Les difficultés économiques d’une entreprise appartenant à un groupe international sont désormais examinées au niveau des entreprises du groupe auquel elle appartient établies sur le territoire national, indépendamment des autres filiales implantées à l’étranger, et appartenant au même secteur d’activité.

 

Ainsi, une entreprise pourra licencier pour motif économique alors même que le groupe est prospère et ne se trouve pas en danger.

 

En matière de reclassement, le périmètre a également été restreint au seul territoire national : l’article L. 1233-4-1 du code du travail qui posait le principe d’un reclassement à l’international a été abrogé. Les recherches de reclassement pourront se limiter aux emplois disponibles situés sur le territoire national.

 

Précision est faite que le groupe est constitué soit par la société mère située sur le territoire national et les sociétés qu’elle contrôle, soit par l’ensemble des entreprises implantées sur le territoire national.

 

Quant aux offres éventuelles de reclassement, elles doivent désormais être adressées par écrit de manière personnalisée au salarié ou lui être communiquées par tout moyen via une liste des postes disponibles destinée à l’ensemble des salariés.
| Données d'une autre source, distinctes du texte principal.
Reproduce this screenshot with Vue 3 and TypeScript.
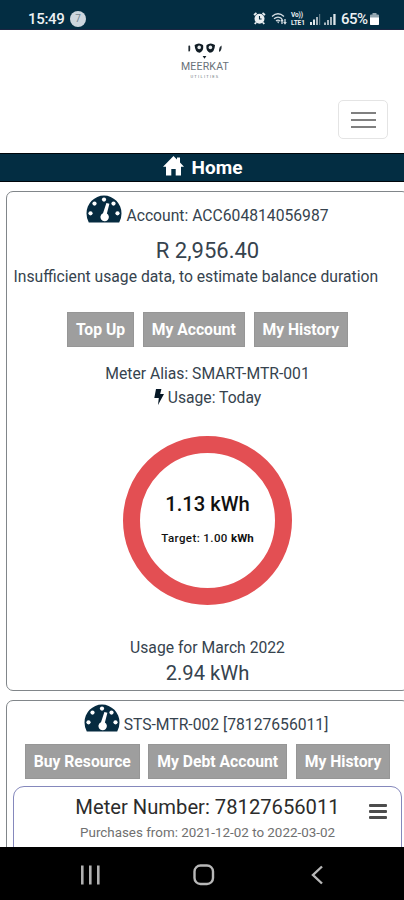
<script setup lang="ts">
interface Action {
  label: string
  width: number
}

const accountActions: Action[] = [
  { label: 'Top Up', width: 67 },
  { label: 'My Account', width: 102.5 },
  { label: 'My History', width: 94.5 },
]

const meterActions: Action[] = [
  { label: 'Buy Resource', width: 115 },
  { label: 'My Debt Account', width: 139 },
  { label: 'My History', width: 94.5 },
]
</script>

<template>
  <div class="phone">
    <header class="status">
      <span class="time">15:49</span>
      <span class="notice">7</span>
      <span class="spacer"></span>
      <svg class="alarm" width="13" height="13" viewBox="0 0 13 13">
        <path d="M1 3 L3.5 1 M12 3 L9.5 1 M3 10.5 L1.8 12 M10 10.5 L11.2 12" stroke="#e9eef1" stroke-width="1.8" />
        <circle cx="6.5" cy="6.7" r="5" fill="#e9eef1" />
        <path d="M6.5 4 V7 H8.6" fill="none" stroke="#032d42" stroke-width="1.1" />
      </svg>
      <svg class="wifi" width="16" height="13" viewBox="0 0 16 13">
        <g fill="none" stroke="#d5dee3" stroke-width="1.3">
          <path d="M1 4.4 Q7 -0.8 13 4.4" />
          <path d="M3 6.8 Q7 3.4 11 6.8" />
          <path d="M5 9 Q7 7.4 9 9" />
          <path d="M11 12 V7.5 M14 7 V11.5" />
        </g>
        <path d="M6 9.5 L8.4 9.5 L7.2 11.5Z M9.2 9.2 L11 6.5 L12.7 9.2Z M12.2 10 L14 12.8 L15.8 10Z" fill="#d5dee3" />
      </svg>
      <span class="volte"><span>Vo))</span><span>LTE1</span></span>
      <svg class="signal" width="12" height="12" viewBox="0 0 12 12">
        <path d="M1 9 H3 V12 H1Z M4 6.5 H6 V12 H4Z" fill="#dfe6ea" />
        <path d="M7 4 H9 V12 H7Z" fill="#a6b5bd" />
        <path d="M10 1 H11.2 V12 H10Z" fill="#597684" />
      </svg>
      <svg class="signal" width="12" height="12" viewBox="0 0 12 12">
        <path d="M0 9.5 H2 V12 H0Z M3 7 H5 V12 H3Z M6 4 H8 V12 H6Z" fill="#a6b5bd" />
        <path d="M9.3 1 H11.6 V12 H9.3Z" fill="#dfe6ea" />
      </svg>
      <span class="percent">65%</span>
      <svg class="battery" width="9" height="12" viewBox="0 0 9 12">
        <path d="M2.5 0 H6.5 V1.5 H8 Q9 1.5 9 2.5 V11 Q9 12 8 12 H1 Q0 12 0 11 V2.5 Q0 1.5 1 1.5 H2.5Z" fill="#94a7b1" />
        <path d="M0 4.5 H9 V11 Q9 12 8 12 H1 Q0 12 0 11Z" fill="#fff" />
      </svg>
    </header>

    <section class="top">
      <div class="brand">
        <svg width="36" height="17" viewBox="0 0 36 17">
          <path d="M1.4 2.8 Q3.2 1.6 3.2 3.8 V6.4 Q3.2 9.4 1.4 8.2Z M34.6 2.6 L32.8 4 Q31 9.4 33 8.6 Q34.8 7 34.6 2.6Z" fill="#222c33" />
          <path d="M7.6 2 Q12 -1.2 16 2 Q17.2 7.4 12.8 9.8 Q8 9.6 7.6 2Z M19.6 2 Q23.6 -1.2 28 2 Q27.6 9.6 22.8 9.8 Q18.4 7.4 19.6 2Z" fill="#111d25" />
          <circle cx="12.2" cy="4.4" r="1.8" fill="#e6eaec" />
          <circle cx="23.4" cy="4.4" r="1.8" fill="#e6eaec" />
          <path d="M15.6 13 H19.4 L17.5 15.8Z" fill="#111d25" />
        </svg>
        <span class="brand-name">MEERKAT</span>
        <span class="brand-sub">UTILITIES</span>
      </div>
      <button class="toggler" aria-label="Menu"><i></i><i></i><i></i></button>
    </section>

    <div class="home">
      <svg width="21" height="20" viewBox="0 0 21 20">
        <path d="M10.5 0 L14 3.5 V1.5 H17 V6.5 L21 10.8 H18 V19.5 H12.7 V13 H8.3 V19.5 H3 V10.8 H0Z" fill="#fff" />
      </svg>
      <span>Home</span>
    </div>

    <main class="content">
      <section class="card account">
        <div class="line title">
          <svg class="gauge" width="36" height="28" viewBox="0 0 36 28">
            <path d="M2.8 27.5 Q0.5 23.5 0.5 18.5 A17.5 18 0 0 1 35.5 18.5 Q35.5 23.5 33.2 27.5Z" fill="#062b40" />
            <g fill="#fff">
              <circle cx="4.5" cy="18.3" r="2.1" /><circle cx="8.5" cy="8.6" r="2.1" />
              <circle cx="18" cy="4.6" r="2.1" /><circle cx="27.5" cy="8.6" r="2.1" />
              <circle cx="31.5" cy="18.3" r="2.1" />
              <path d="M20.4 8 L23.4 8.8 L20.9 18.5 A4.2 4.2 0 1 1 17 18.2Z" />
            </g>
          </svg>
          <span>Account: ACC604814056987</span>
        </div>
        <div class="line balance"><span>R 2,956.40</span></div>
        <div class="line estimate"><span>Insufficient usage data, to estimate balance duration</span></div>
        <div class="actions">
          <button v-for="a in accountActions" :key="a.label" :style="{ width: a.width + 'px' }">{{ a.label }}</button>
        </div>
        <div class="line alias"><span>Meter Alias: SMART-MTR-001</span></div>
        <div class="line today">
          <svg width="10" height="16" viewBox="0 0 10 16">
            <path d="M2 0 H7.4 L6.2 5 H10 L4 16 L4.8 9 H0.3Z" fill="#061826" />
          </svg>
          <span>Usage: Today</span>
        </div>
        <div class="donut">
          <strong>1.13 kWh</strong>
          <span>Target: 1.00 <b>kWh</b></span>
        </div>
        <div class="line month"><span>Usage for March 2022</span></div>
        <div class="line total"><span>2.94 kWh</span></div>
      </section>

      <section class="card meter">
        <div class="line title">
          <svg class="gauge" width="36" height="28" viewBox="0 0 36 28">
            <path d="M2.8 27.5 Q0.5 23.5 0.5 18.5 A17.5 18 0 0 1 35.5 18.5 Q35.5 23.5 33.2 27.5Z" fill="#062b40" />
            <g fill="#fff">
              <circle cx="4.5" cy="18.3" r="2.1" /><circle cx="8.5" cy="8.6" r="2.1" />
              <circle cx="18" cy="4.6" r="2.1" /><circle cx="27.5" cy="8.6" r="2.1" />
              <circle cx="31.5" cy="18.3" r="2.1" />
              <path d="M20.4 8 L23.4 8.8 L20.9 18.5 A4.2 4.2 0 1 1 17 18.2Z" />
            </g>
          </svg>
          <span>STS-MTR-002 [78127656011]</span>
        </div>
        <div class="actions">
          <button v-for="a in meterActions" :key="a.label" :style="{ width: a.width + 'px' }">{{ a.label }}</button>
        </div>
        <div class="chart">
          <div class="chart-text">
            <span class="chart-title">Meter Number: 78127656011</span>
            <span class="chart-sub">Purchases from: 2021-12-02 to 2022-03-02</span>
          </div>
          <div class="burger"><i></i><i></i><i></i></div>
        </div>
      </section>
    </main>

    <nav class="nav">
      <svg width="20" height="20" viewBox="0 0 20 20">
        <path d="M2.3 0.5 V19.5 M10.3 0.5 V19.5 M18.3 0.5 V19.5" stroke="#b0b0b0" stroke-width="2.6" />
      </svg>
      <svg width="22" height="22" viewBox="0 0 22 22">
        <rect x="1.5" y="1.5" width="18.5" height="18.5" rx="6" fill="none" stroke="#b8b8b8" stroke-width="2.4" />
      </svg>
      <svg width="13" height="20" viewBox="0 0 13 20">
        <path d="M11 1.5 L2 10 L11 18.5" fill="none" stroke="#b8b8b8" stroke-width="2.4" />
      </svg>
    </nav>
  </div>
</template>

<style>
body {
  margin: 0;
  overflow: hidden;
}
</style>

<style scoped>
* {
  box-sizing: border-box;
}
.phone {
  width: 404px;
  height: 900px;
  display: flex;
  flex-direction: column;
  overflow: hidden;
  background: #fff;
  color: #36434e;
  font-family: Roboto, "Liberation Sans", sans-serif;
  white-space: nowrap;
}
button {
  font-family: inherit;
  padding: 0;
}
.status {
  flex: none;
  height: 30px;
  display: flex;
  align-items: center;
  padding: 8px 25px 0 28px;
  background: #032d42;
  border-bottom: 1px solid #1c2642;
  color: #edf1f3;
}
.time {
  width: 36px;
  font-size: 15px;
  font-weight: 500;
  letter-spacing: -0.3px;
}
.notice {
  width: 16px;
  height: 16px;
  margin-left: 6px;
  border-radius: 50%;
  background: #cdd6de;
  color: #73848f;
  font-size: 10px;
  line-height: 16px;
  text-align: center;
}
.spacer {
  flex: 1;
}
.wifi {
  margin-left: 5px;
}
.volte {
  width: 15px;
  margin-left: 4px;
  display: flex;
  flex-direction: column;
  font-size: 6.5px;
  font-weight: 700;
  line-height: 8px;
  letter-spacing: -0.1px;
}
.signal {
  margin-left: 3px;
}
.percent {
  width: 28px;
  margin-left: 5px;
  font-size: 15px;
  font-weight: 500;
  letter-spacing: -0.5px;
}
.battery {
  margin-left: 1px;
}
.top {
  flex: none;
  height: 123px;
  display: flex;
  flex-direction: column;
}
.brand {
  height: 70px;
  padding: 13px 0 0 6px;
  display: flex;
  flex-direction: column;
  align-items: center;
  color: #687178;
}
.brand svg {
  flex: none;
}
.brand-name {
  margin-top: 1px;
  font-size: 10.5px;
  line-height: 12px;
  letter-spacing: 0.2px;
}
.brand-sub {
  margin-top: 1px;
  font-size: 4px;
  line-height: 5px;
  letter-spacing: 1.3px;
}
.toggler {
  width: 50px;
  height: 39px;
  margin-left: auto;
  margin-right: 16px;
  display: flex;
  flex-direction: column;
  align-items: center;
  justify-content: center;
  gap: 5px;
  background: #fff;
  border: 1px solid #e4e4e4;
  border-radius: 5px;
}
.toggler i {
  width: 25px;
  height: 2px;
  background: #808080;
}
.home {
  flex: none;
  height: 29px;
  display: flex;
  align-items: center;
  justify-content: center;
  gap: 8px;
  padding-left: 1px;
  background: #032d42;
  border-top: 1px solid #00060b;
  border-bottom: 1px solid #00060b;
  color: #fff;
  font-size: 19px;
  font-weight: 700;
}
.home svg {
  margin-top: -4px;
}
.content {
  flex: 1;
  min-height: 0;
  overflow: hidden;
  padding: 9px 0 0 6px;
  display: flex;
  flex-direction: column;
  gap: 9px;
}
.card {
  flex: none;
  width: 403px;
  border: 1px solid #81868a;
  border-radius: 7px;
}
.account {
  height: 500px;
}
.meter {
  height: 170px;
}
.line {
  display: flex;
  align-items: center;
  justify-content: center;
}
.title {
  gap: 4px;
  align-items: flex-start;
  font-size: 15.7px;
  height: 45px;
  padding-top: 3px;
}
.title span {
  line-height: 19px;
  padding-top: 11px;
}
.balance {
  height: 26px;
  font-size: 22px;
}
.estimate {
  height: 27px;
  justify-content: flex-start;
  padding-left: 6.5px;
  font-size: 15.7px;
}
.actions {
  display: flex;
  justify-content: center;
  gap: 8.5px;
}
.account .actions {
  margin-top: 22px;
}
.actions button {
  height: 35px;
  border: 1px solid #969696;
  background: #9e9e9e;
  color: #fff;
  font-size: 15.7px;
  font-weight: 700;
}
.alias {
  margin-top: 15px;
  height: 23px;
  font-size: 15.7px;
}
.today {
  height: 25px;
  gap: 4px;
  font-size: 15.7px;
}
.today svg {
  margin-top: -2px;
}
.donut {
  width: 169px;
  height: 169px;
  margin: 26px auto 0;
  border: 17px solid #e34f53;
  border-radius: 50%;
  display: flex;
  flex-direction: column;
  align-items: center;
  color: #111;
}
.donut strong {
  margin-top: 39px;
  font-size: 20.2px;
  line-height: 24px;
  font-weight: 500;
}
.donut span {
  margin-top: 14px;
  font-size: 11.5px;
  line-height: 16px;
  font-weight: 500;
  letter-spacing: 0.4px;
}
.donut b {
  letter-spacing: 0;
}
.month {
  margin-top: 31px;
  height: 23px;
  font-size: 15.7px;
}
.total {
  height: 28px;
  font-size: 20.2px;
}
.meter .title {
  height: 43px;
  padding-right: 3px;
}
.chart {
  width: 389px;
  height: 100px;
  margin: 7px 0 0 6px;
  border: 1px solid #8588bc;
  border-radius: 11px;
  display: flex;
}
.chart-text {
  flex: 1;
  display: flex;
  flex-direction: column;
  align-items: center;
  padding-left: 34px;
}
.chart-title {
  margin-top: 8px;
  font-size: 20.2px;
  line-height: 24px;
  color: #2c2c2c;
}
.chart-sub {
  margin-top: 5px;
  font-size: 13.4px;
  line-height: 18px;
  color: #707070;
}
.burger {
  width: 18px;
  margin: 17px 14px 0 2px;
  display: flex;
  flex-direction: column;
  gap: 3px;
}
.burger i {
  height: 3px;
  border-radius: 1px;
  background: #4c4c4c;
}
.nav {
  flex: none;
  height: 53px;
  display: flex;
  align-items: center;
  background: #000;
  padding: 2px 0 0 80px;
}
.nav svg:nth-child(2) {
  margin-left: 93px;
}
.nav svg:nth-child(3) {
  margin-left: 96px;
}
</style>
Dans ce dernier cas, il reviendra au salarié d’identifier lui-même les emplois conformes à son niveau de qualification et à ses aptitudes.

 

Une partie de ces mesures s’applique dès maintenant :

 

– Le barème des indemnités prud’homales est applicable aux licenciements notifiés postérieurement au 24 septembre 2017,
– Le nouveau périmètre d’appréciation de la cause économique et de l’obligation de reclassement est applicable aux procédures de licenciement engagées postérieurement au 24 septembre 2017,
– Le nouveau délai de prescription pour agir en contestation du licenciement s’applique aux prescriptions en cours à compter du 24 septembre 2017 sans que la durée totale de la prescription puisse excéder la durée prévue par la loi antérieure.

 

Les autres mesures nécessitent des décrets d’application qui seront publiés d’ici au 31 décembre 2017.